Problem to solve: Set down the full listing exactly, character for character.
◆ ◆ ◆ ◆ ◆
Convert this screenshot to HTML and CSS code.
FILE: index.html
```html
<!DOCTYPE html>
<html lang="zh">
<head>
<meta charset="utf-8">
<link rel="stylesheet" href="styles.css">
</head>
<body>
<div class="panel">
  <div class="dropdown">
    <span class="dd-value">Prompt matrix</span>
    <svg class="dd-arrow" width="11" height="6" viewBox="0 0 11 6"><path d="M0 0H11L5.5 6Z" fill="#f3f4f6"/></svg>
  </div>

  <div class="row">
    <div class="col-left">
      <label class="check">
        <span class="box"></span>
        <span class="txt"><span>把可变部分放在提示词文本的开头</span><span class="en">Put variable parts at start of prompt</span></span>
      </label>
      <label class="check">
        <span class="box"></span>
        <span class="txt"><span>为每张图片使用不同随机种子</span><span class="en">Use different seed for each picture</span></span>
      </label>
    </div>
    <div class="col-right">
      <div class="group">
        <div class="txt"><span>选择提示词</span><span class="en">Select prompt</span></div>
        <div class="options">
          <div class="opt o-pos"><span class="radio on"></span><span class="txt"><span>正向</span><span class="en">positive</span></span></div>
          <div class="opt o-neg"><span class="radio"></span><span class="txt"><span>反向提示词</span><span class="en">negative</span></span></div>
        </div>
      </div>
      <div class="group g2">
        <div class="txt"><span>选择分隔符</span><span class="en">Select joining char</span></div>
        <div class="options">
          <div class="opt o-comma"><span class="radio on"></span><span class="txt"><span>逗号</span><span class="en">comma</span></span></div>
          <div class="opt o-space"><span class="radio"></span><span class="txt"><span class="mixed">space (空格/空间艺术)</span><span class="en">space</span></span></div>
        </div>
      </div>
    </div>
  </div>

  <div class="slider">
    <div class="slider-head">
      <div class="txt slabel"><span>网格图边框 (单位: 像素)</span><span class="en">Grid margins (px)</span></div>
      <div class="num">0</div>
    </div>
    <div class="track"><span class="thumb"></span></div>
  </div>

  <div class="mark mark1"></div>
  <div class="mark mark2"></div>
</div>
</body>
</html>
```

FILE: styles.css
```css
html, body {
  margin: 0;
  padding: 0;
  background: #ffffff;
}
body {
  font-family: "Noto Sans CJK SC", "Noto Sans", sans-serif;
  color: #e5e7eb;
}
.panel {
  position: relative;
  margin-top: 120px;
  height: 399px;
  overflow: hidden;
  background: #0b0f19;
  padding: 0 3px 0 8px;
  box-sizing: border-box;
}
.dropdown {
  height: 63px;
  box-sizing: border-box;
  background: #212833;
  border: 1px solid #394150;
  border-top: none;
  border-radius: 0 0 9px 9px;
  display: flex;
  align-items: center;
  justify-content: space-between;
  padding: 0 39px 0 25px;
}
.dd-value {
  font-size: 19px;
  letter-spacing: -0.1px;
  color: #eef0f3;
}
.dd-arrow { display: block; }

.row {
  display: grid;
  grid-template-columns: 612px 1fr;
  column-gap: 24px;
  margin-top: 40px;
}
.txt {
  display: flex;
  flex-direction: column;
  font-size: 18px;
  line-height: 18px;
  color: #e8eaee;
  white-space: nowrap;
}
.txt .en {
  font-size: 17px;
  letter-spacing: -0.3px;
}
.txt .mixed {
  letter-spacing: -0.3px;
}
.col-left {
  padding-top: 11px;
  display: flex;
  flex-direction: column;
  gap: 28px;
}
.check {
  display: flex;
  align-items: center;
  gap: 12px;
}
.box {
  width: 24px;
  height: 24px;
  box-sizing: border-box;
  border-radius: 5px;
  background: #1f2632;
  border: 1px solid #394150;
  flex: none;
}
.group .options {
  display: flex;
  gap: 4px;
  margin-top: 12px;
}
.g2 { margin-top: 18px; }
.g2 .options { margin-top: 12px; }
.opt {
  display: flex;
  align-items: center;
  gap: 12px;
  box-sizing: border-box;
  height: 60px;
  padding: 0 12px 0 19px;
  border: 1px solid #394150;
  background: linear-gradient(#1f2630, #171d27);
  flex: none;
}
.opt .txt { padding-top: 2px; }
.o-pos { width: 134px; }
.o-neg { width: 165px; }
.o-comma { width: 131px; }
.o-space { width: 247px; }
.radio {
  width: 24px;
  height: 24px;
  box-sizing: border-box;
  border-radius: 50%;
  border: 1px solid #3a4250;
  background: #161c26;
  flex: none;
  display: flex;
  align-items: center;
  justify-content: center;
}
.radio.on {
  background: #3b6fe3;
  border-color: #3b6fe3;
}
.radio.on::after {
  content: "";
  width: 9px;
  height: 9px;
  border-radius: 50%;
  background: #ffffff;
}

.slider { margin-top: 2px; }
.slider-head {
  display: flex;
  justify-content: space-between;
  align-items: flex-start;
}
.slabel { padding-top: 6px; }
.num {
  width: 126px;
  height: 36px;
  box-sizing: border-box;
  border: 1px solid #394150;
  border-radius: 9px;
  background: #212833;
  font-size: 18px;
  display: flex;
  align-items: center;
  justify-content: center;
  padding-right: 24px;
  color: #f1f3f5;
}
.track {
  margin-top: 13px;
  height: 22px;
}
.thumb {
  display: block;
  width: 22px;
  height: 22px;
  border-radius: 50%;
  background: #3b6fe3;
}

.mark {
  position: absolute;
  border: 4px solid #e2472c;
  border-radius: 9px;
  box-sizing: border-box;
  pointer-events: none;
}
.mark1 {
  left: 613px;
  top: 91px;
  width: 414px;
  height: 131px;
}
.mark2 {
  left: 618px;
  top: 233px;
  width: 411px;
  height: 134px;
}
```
◆ ◆ ◆ ◆ ◆
Output:
Convert this screenshot to HTML and CSS code.
FILE: index.html
```html
<!DOCTYPE html>
<html lang="zh">
<head>
<meta charset="utf-8">
<link rel="stylesheet" href="styles.css">
</head>
<body>
<div class="panel">
  <div class="dropdown">
    <span class="dd-value">Prompt matrix</span>
    <svg class="dd-arrow" width="11" height="6" viewBox="0 0 11 6"><path d="M0 0H11L5.5 6Z" fill="#f3f4f6"/></svg>
  </div>

  <div class="row">
    <div class="col-left">
      <label class="check">
        <span class="box"></span>
        <span class="txt"><span>把可变部分放在提示词文本的开头</span><span class="en">Put variable parts at start of prompt</span></span>
      </label>
      <label class="check">
        <span class="box"></span>
        <span class="txt"><span>为每张图片使用不同随机种子</span><span class="en">Use different seed for each picture</span></span>
      </label>
    </div>
    <div class="col-right">
      <div class="group">
        <div class="txt"><span>选择提示词</span><span class="en">Select prompt</span></div>
        <div class="options">
          <div class="opt o-pos"><span class="radio on"></span><span class="txt"><span>正向</span><span class="en">positive</span></span></div>
          <div class="opt o-neg"><span class="radio"></span><span class="txt"><span>反向提示词</span><span class="en">negative</span></span></div>
        </div>
      </div>
      <div class="group g2">
        <div class="txt"><span>选择分隔符</span><span class="en">Select joining char</span></div>
        <div class="options">
          <div class="opt o-comma"><span class="radio on"></span><span class="txt"><span>逗号</span><span class="en">comma</span></span></div>
          <div class="opt o-space"><span class="radio"></span><span class="txt"><span class="mixed">space (空格/空间艺术)</span><span class="en">space</span></span></div>
        </div>
      </div>
    </div>
  </div>

  <div class="slider">
    <div class="slider-head">
      <div class="txt slabel"><span>网格图边框 (单位: 像素)</span><span class="en">Grid margins (px)</span></div>
      <div class="num">0</div>
    </div>
    <div class="track"><span class="thumb"></span></div>
  </div>

  <div class="mark mark1"></div>
  <div class="mark mark2"></div>
</div>
</body>
</html>
```

FILE: styles.css
```css
html, body {
  margin: 0;
  padding: 0;
  background: #ffffff;
}
body {
  font-family: "Noto Sans CJK SC", "Noto Sans", sans-serif;
  color: #e5e7eb;
}
.panel {
  position: relative;
  margin-top: 120px;
  height: 399px;
  overflow: hidden;
  background: #0b0f19;
  padding: 0 3px 0 8px;
  box-sizing: border-box;
}
.dropdown {
  height: 63px;
  box-sizing: border-box;
  background: #212833;
  border: 1px solid #394150;
  border-top: none;
  border-radius: 0 0 9px 9px;
  display: flex;
  align-items: center;
  justify-content: space-between;
  padding: 0 39px 0 25px;
}
.dd-value {
  font-size: 19px;
  letter-spacing: -0.1px;
  color: #eef0f3;
}
.dd-arrow { display: block; }

.row {
  display: grid;
  grid-template-columns: 612px 1fr;
  column-gap: 24px;
  margin-top: 40px;
}
.txt {
  display: flex;
  flex-direction: column;
  font-size: 18px;
  line-height: 18px;
  color: #e8eaee;
  white-space: nowrap;
}
.txt .en {
  font-size: 17px;
  letter-spacing: -0.3px;
}
.txt .mixed {
  letter-spacing: -0.3px;
}
.col-left {
  padding-top: 11px;
  display: flex;
  flex-direction: column;
  gap: 28px;
}
.check {
  display: flex;
  align-items: center;
  gap: 12px;
}
.box {
  width: 24px;
  height: 24px;
  box-sizing: border-box;
  border-radius: 5px;
  background: #1f2632;
  border: 1px solid #394150;
  flex: none;
}
.group .options {
  display: flex;
  gap: 4px;
  margin-top: 12px;
}
.g2 { margin-top: 18px; }
.g2 .options { margin-top: 12px; }
.opt {
  display: flex;
  align-items: center;
  gap: 12px;
  box-sizing: border-box;
  height: 60px;
  padding: 0 12px 0 19px;
  border: 1px solid #394150;
  background: linear-gradient(#1f2630, #171d27);
  flex: none;
}
.opt .txt { padding-top: 2px; }
.o-pos { width: 134px; }
.o-neg { width: 165px; }
.o-comma { width: 131px; }
.o-space { width: 247px; }
.radio {
  width: 24px;
  height: 24px;
  box-sizing: border-box;
  border-radius: 50%;
  border: 1px solid #3a4250;
  background: #161c26;
  flex: none;
  display: flex;
  align-items: center;
  justify-content: center;
}
.radio.on {
  background: #3b6fe3;
  border-color: #3b6fe3;
}
.radio.on::after {
  content: "";
  width: 9px;
  height: 9px;
  border-radius: 50%;
  background: #ffffff;
}

.slider { margin-top: 2px; }
.slider-head {
  display: flex;
  justify-content: space-between;
  align-items: flex-start;
}
.slabel { padding-top: 6px; }
.num {
  width: 126px;
  height: 36px;
  box-sizing: border-box;
  border: 1px solid #394150;
  border-radius: 9px;
  background: #212833;
  font-size: 18px;
  display: flex;
  align-items: center;
  justify-content: center;
  padding-right: 24px;
  color: #f1f3f5;
}
.track {
  margin-top: 13px;
  height: 22px;
}
.thumb {
  display: block;
  width: 22px;
  height: 22px;
  border-radius: 50%;
  background: #3b6fe3;
}

.mark {
  position: absolute;
  border: 4px solid #e2472c;
  border-radius: 9px;
  box-sizing: border-box;
  pointer-events: none;
}
.mark1 {
  left: 613px;
  top: 91px;
  width: 414px;
  height: 131px;
}
.mark2 {
  left: 618px;
  top: 233px;
  width: 411px;
  height: 134px;
}
```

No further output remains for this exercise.